The worst thing about first-to-file is that it places an inventor's allegiance first and foremost to the Patent Office, instead of his/her business interests. Just because you patent something does not mean it will be of commercial importance to your company. Our current system recognizes that, and allows inventors to mull over an invention and it's application in the market to see whether or not it is worth patenting (it is worth noting that in this recent survey, when companies were asked "how many of your inventions generated sales/profits?" the answer "none" came up 42% and 55% respectively). Under a first-to-file system, your priorities will not be in evaluating your technology, but merely getting things on file at the USPTO (presumably in the form of a provisional application).
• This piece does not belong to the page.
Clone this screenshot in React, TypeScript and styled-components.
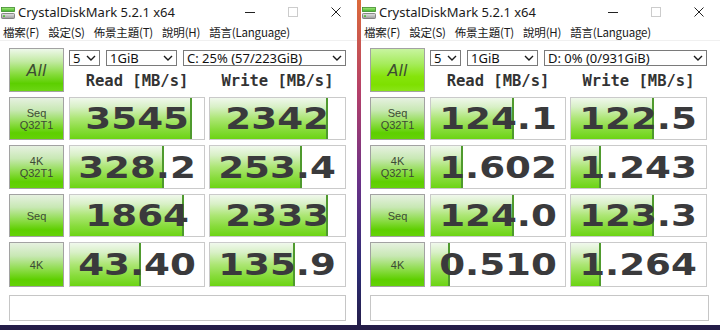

And as others have properly noted, sophisticated (read: big) companies keep close tabs on this stuff, and are often intimately involved in the crafting of the legislation. They will undoubtedly be prepared when/if the legislation hits, and will adjust their patent filing strategies accordingly from the start. However, woe be onto the company that is unable to quickly make the adjustment (remember, most small companies don't even have a patent department). A miss for someone like IBM or Microsoft will not be all that catastrophic - to them patents are like currency - but to an emerging company, it could spell disaster.

Another serious problem, which I haven't heard anything from the USPTO about, is patent quality. As far as I can tell, the USPTO has no apparent plan to deal with a first-to-file system, and is barely keeping its head above water with the filings they currently have. If another flood of patents wash over the USPTO after first-to-file, it is almost certain that the office will drown.